Tiros certeiros em leque arremessaram os cinco primeiros para trás. As rajadas inimigas começaram logo depois. Lyssa desviou parte deles com o escudo. Um deles atingiu sua perna esquerda de raspão, mas não a impediu de seguir em frente. "É como usar um pincel, filha." E Lyssa pincelou metal e carne com sua katana, fatiando os adversários mais próximos sem esforço, e mantendo os outros à distância com rajadas de plasma até que estivesse pronta para atacá-los diretamente. Era uma deusa de mil olhos num avatar humano, enxergando tudo com seu corpo inteiro. Cada vibração e cada vislumbre era um ponto a ser analisado, evitado por um instante, e atacado mortalmente em outro. E num balé de sangue, desmembramentos e decapitações, Lyssa dançou com a morte uma vez mais, e livrou-se com muita destreza de cada um dos dedos que tentaram puxá-la na direção da submissão.
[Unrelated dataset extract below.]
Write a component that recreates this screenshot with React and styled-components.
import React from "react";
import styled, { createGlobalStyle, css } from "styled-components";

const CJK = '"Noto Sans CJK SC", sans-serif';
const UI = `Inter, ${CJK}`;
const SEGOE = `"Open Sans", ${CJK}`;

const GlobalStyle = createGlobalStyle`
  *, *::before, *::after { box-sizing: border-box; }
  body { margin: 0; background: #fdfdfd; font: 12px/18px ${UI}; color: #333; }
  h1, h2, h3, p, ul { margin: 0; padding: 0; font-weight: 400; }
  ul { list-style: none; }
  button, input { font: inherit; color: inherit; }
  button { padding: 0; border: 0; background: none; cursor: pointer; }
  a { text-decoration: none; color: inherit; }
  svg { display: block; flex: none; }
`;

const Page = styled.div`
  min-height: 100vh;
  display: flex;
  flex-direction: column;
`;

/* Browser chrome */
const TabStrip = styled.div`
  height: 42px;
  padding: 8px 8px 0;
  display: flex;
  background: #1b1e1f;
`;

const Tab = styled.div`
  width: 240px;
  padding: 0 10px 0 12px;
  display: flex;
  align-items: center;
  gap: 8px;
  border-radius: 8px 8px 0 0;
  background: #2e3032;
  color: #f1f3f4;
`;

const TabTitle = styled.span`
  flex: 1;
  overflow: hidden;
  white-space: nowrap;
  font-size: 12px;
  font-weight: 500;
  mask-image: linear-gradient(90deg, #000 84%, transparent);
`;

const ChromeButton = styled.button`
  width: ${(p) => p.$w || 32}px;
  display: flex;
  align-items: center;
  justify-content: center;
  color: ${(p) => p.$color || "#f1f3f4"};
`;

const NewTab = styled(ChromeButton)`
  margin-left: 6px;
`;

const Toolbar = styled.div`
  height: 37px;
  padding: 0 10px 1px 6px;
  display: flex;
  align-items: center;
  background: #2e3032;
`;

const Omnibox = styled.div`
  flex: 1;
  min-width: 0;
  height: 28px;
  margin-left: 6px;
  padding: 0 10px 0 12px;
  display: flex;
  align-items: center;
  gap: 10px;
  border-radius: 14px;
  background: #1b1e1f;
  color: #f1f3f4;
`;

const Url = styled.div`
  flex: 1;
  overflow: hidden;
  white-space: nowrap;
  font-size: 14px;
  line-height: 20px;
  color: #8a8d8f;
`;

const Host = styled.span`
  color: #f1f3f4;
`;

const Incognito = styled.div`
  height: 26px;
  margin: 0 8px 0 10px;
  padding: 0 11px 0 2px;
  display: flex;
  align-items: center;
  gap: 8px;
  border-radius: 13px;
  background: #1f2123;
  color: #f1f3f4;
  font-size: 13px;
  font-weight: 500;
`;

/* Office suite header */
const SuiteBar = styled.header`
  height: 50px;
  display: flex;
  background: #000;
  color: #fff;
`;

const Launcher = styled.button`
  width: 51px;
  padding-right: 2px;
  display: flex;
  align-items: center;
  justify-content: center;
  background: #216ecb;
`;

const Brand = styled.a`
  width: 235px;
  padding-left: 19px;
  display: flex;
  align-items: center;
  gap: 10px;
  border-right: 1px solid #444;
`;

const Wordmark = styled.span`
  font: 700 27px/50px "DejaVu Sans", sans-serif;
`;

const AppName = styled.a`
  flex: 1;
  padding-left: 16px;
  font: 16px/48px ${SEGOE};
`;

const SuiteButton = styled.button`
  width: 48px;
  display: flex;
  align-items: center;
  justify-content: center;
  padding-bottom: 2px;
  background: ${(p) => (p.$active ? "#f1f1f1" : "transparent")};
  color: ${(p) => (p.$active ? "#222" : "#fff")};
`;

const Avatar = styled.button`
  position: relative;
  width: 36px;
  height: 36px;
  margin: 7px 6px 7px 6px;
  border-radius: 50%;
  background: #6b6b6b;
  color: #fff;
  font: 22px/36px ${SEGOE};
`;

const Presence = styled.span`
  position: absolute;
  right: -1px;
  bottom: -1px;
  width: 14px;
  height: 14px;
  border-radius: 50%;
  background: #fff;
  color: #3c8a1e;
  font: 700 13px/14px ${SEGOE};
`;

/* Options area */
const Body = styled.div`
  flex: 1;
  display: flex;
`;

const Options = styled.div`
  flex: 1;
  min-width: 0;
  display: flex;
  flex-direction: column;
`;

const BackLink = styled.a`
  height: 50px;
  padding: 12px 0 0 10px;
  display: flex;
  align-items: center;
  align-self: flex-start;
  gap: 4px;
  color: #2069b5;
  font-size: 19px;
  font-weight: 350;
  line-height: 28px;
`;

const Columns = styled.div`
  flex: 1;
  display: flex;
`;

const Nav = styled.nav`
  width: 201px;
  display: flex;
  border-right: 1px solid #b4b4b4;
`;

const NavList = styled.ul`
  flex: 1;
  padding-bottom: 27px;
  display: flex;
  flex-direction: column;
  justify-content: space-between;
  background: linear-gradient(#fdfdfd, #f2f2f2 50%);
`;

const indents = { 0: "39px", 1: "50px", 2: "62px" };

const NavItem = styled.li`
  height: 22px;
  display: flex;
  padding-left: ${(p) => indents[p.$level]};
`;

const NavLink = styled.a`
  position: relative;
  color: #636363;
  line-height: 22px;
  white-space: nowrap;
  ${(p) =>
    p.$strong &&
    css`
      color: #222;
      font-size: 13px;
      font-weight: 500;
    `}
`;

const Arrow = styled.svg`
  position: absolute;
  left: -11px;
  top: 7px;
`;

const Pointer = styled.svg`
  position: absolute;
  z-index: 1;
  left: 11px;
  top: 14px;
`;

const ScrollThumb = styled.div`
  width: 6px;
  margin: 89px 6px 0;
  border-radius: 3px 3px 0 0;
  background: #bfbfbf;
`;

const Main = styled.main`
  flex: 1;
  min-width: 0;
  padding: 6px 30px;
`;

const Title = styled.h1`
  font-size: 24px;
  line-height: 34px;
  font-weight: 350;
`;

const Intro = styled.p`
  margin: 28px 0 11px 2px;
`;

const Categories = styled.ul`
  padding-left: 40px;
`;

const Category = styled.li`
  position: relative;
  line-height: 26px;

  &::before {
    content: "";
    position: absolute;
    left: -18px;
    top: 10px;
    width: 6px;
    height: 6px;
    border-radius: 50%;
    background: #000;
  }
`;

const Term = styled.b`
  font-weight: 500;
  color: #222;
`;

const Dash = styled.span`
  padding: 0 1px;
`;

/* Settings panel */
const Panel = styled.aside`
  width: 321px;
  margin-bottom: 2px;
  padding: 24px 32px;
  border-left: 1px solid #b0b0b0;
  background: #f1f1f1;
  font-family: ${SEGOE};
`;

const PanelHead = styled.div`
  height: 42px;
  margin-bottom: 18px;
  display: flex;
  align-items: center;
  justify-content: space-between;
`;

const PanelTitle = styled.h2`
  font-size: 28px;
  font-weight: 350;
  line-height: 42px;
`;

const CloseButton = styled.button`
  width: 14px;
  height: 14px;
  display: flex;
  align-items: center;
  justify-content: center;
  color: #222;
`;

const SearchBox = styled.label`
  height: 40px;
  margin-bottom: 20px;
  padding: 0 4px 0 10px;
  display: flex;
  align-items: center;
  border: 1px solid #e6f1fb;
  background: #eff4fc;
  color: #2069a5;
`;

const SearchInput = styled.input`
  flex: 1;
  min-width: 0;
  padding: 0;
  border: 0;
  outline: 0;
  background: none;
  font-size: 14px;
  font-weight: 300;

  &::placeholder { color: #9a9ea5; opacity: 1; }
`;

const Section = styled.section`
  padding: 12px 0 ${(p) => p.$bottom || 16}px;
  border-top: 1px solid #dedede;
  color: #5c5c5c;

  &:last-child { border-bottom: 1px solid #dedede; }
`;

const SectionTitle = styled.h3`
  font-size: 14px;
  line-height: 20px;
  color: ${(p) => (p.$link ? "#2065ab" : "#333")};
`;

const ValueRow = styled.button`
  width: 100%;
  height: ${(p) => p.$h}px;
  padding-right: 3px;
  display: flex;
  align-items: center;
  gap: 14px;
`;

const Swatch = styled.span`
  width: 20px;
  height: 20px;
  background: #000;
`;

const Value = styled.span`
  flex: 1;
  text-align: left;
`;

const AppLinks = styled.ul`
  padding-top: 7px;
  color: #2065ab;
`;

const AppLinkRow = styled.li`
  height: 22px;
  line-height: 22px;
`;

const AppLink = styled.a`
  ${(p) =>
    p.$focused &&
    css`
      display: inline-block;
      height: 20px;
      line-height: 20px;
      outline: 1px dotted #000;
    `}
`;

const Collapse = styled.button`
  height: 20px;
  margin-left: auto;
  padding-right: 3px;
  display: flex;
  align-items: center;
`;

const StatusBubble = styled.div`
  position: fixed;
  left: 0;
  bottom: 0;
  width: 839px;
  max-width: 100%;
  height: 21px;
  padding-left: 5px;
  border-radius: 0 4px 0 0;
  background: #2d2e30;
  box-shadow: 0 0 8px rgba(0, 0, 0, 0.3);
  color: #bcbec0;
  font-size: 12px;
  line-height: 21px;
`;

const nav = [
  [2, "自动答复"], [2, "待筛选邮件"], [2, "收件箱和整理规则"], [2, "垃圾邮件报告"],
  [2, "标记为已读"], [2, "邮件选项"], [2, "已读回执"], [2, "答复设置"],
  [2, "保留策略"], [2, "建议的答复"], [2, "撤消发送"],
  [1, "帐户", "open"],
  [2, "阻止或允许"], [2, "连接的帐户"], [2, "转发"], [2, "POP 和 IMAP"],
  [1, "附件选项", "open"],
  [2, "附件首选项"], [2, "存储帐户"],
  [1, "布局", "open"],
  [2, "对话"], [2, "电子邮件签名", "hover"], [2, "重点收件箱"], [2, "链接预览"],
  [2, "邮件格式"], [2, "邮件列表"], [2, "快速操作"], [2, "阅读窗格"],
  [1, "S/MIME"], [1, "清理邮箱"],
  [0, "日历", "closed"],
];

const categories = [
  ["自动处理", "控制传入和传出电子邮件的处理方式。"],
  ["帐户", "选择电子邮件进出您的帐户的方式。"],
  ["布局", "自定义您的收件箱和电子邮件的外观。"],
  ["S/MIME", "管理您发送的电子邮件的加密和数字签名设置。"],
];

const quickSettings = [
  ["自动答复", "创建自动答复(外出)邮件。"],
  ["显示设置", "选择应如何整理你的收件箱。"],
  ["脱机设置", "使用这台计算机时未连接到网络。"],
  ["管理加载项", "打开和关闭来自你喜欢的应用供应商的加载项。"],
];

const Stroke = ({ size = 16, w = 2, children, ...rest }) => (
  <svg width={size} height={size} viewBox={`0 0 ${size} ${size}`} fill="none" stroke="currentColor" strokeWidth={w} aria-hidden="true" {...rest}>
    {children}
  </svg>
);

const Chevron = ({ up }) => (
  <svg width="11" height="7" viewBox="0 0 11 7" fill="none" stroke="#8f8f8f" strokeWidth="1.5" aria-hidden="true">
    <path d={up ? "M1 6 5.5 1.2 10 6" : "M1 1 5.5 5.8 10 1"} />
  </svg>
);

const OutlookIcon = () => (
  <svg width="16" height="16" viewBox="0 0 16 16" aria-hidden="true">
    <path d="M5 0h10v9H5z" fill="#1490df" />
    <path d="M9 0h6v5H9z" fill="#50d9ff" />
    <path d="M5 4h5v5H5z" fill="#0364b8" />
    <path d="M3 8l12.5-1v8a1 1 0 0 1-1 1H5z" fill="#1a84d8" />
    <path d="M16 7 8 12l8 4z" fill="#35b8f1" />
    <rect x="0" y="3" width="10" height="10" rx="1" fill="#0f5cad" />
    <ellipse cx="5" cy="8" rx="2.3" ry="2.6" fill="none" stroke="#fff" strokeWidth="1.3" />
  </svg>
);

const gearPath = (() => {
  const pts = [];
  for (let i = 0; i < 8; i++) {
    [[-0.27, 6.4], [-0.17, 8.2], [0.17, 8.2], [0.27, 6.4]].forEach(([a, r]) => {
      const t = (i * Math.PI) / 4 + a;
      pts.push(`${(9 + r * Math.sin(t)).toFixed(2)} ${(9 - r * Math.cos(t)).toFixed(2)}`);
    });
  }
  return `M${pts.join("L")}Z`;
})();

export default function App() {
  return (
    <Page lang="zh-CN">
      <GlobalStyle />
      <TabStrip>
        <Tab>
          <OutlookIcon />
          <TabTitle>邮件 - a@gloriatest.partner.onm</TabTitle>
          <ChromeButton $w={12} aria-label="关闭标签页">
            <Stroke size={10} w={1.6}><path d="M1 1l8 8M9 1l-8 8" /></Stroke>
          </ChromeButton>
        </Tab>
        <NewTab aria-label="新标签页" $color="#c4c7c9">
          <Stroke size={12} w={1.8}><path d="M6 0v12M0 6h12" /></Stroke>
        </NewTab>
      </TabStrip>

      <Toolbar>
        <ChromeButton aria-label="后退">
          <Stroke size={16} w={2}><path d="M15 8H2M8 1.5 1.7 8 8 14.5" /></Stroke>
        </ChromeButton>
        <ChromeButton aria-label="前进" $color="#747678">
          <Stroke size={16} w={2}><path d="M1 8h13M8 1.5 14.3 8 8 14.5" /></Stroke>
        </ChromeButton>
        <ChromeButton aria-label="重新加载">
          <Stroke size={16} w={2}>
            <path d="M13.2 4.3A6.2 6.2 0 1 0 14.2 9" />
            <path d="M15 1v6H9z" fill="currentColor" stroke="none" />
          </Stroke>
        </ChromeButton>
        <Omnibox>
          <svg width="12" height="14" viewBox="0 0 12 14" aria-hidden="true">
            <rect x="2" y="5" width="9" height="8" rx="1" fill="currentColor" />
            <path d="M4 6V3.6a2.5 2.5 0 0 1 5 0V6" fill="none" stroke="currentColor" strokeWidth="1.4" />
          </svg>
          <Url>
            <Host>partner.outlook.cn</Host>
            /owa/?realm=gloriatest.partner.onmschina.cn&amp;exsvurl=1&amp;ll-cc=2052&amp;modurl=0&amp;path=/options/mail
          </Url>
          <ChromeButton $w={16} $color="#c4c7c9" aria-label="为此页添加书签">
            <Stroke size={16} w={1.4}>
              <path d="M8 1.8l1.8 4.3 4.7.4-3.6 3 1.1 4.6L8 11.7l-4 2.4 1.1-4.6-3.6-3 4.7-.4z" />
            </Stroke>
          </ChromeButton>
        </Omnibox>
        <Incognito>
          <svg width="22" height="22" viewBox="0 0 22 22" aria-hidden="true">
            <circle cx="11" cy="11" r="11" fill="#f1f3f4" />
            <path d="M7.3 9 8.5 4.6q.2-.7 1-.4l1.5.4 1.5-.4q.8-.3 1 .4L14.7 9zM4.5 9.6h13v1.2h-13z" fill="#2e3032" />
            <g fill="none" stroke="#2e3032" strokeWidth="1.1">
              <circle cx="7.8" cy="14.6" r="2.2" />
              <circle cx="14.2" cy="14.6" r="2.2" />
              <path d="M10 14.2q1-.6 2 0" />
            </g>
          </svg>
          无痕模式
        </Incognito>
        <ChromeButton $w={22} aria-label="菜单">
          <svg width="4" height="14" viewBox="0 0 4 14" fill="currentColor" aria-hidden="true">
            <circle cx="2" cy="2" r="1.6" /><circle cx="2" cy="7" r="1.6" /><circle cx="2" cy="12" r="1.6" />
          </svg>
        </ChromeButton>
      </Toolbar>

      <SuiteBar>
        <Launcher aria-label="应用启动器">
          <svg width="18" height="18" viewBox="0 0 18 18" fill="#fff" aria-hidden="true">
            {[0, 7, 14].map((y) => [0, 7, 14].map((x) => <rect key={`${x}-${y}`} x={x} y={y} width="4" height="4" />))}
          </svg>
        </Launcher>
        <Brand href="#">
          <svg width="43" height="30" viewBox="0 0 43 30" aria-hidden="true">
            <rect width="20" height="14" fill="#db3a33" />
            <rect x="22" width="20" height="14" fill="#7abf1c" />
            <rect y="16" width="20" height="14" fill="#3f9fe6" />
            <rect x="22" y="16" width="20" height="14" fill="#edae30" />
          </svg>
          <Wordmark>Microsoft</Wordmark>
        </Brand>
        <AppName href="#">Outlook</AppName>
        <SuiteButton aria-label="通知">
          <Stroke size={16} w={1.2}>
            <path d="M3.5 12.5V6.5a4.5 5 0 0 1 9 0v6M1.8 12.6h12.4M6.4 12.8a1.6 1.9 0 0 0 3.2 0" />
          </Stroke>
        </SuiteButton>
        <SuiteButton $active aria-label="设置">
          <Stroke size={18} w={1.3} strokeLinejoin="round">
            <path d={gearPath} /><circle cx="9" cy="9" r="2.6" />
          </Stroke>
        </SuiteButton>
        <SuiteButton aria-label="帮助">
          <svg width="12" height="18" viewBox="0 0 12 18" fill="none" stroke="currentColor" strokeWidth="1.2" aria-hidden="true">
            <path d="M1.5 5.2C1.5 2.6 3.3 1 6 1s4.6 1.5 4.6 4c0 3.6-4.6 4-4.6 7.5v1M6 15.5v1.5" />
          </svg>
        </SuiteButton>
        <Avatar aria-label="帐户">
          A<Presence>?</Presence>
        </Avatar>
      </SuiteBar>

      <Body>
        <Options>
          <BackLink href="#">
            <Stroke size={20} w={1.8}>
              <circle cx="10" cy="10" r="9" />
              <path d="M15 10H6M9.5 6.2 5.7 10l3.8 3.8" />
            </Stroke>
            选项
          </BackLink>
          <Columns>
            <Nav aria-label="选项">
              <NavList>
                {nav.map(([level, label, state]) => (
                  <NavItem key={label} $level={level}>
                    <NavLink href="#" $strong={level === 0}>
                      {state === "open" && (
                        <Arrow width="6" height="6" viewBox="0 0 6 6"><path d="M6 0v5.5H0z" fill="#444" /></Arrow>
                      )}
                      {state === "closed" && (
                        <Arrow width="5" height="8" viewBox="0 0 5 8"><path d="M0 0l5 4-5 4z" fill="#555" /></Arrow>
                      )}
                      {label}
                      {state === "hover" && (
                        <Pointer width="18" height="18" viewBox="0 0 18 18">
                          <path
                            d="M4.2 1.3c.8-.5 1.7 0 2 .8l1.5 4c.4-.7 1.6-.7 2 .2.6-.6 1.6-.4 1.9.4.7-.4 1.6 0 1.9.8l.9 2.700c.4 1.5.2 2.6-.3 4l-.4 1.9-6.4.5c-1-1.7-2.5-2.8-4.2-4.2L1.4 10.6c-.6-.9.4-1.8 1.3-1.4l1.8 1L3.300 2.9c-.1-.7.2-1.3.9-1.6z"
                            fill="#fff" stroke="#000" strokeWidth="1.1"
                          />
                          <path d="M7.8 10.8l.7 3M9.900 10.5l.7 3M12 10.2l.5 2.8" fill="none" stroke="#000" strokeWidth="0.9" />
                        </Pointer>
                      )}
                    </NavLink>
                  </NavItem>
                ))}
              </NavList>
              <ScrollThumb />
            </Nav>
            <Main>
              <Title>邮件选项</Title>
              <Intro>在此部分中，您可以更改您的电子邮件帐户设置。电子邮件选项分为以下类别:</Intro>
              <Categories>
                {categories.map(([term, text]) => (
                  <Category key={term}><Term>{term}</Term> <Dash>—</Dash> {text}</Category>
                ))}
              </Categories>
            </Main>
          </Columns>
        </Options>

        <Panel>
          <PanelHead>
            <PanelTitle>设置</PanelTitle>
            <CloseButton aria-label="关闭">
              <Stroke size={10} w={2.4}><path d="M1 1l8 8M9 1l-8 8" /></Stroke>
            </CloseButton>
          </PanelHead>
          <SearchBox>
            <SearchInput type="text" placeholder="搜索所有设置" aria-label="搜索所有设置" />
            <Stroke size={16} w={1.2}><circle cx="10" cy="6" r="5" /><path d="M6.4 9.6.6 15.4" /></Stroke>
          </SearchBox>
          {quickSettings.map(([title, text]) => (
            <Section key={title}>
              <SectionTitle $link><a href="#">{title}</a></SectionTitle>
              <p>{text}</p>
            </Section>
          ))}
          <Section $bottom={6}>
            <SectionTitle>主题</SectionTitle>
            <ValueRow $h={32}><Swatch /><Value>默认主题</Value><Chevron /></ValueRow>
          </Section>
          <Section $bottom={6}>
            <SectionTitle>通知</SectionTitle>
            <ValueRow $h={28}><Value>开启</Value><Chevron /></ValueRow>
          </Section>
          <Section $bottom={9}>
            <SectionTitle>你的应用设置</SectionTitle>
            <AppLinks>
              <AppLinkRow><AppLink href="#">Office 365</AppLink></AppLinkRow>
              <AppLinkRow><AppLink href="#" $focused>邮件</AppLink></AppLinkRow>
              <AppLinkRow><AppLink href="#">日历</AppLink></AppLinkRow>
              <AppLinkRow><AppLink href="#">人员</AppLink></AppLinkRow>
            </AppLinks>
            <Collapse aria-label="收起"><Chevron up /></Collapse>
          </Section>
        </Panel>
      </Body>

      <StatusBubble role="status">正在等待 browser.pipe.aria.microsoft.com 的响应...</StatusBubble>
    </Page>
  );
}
Quando terminou, estava encharcada de sangue. Ele não a incomodava mais. Era agora o combustível que alimentava sua determinação. Chegou até o módulo de fuga, cuspiu no sensor de leitura de DNA. "Sem tempo para tirar a luva, meu caro." A porta se abriu.

- Este módulo de fuga está programado para levá-la a Hytte. Deseja alterar seu destino? - perguntou prestativo o sistema de bordo.
- Sim. Leve-me direto para o centro de Dommedag 5-K.
- Devo adverti-la de que este é o planeta central de...
- EU SEI QUE É O MUNDO DAQUELA COISA MALDITA! É por isto mesmo que eu quero ir pra lá! Vou matar aquela vadia com minhas próprias mãos.
- Como desejar, Srta. Lyssa. Por favor, insira a senha de ativação da perfuratriz espacial.

Antes disto pegou o controle que seu pai lhe deu. "Descansem em paz." E apertou o botão. Em um minuto a nave se autodestruiria.

Em seguida inseriu a senha da perfuratriz, um buraco de minhoca se abriu no tecido do espaço, e o módulo de fuga se arremessou para dentro dele.

- Esta viagem tem duração prevista para cinco dias, treze horas, quatro minutos e vinte e sete segundos em tempo relativo.
- Que seja. É o suficiente para eu tirar um cochilo.
- Deseja que eu acione o campo de êxtase para que fique mais confortável?
- Não, obrigada. Vou dormir do jeito antigo mesmo (como o papai gostava...).
- Como preferir, Srta. Lyssa.
- Cinco dias, papai... Em cinco dias eu vou te deixar mais orgulhoso ainda. Sua princesinha vai matar o dragão.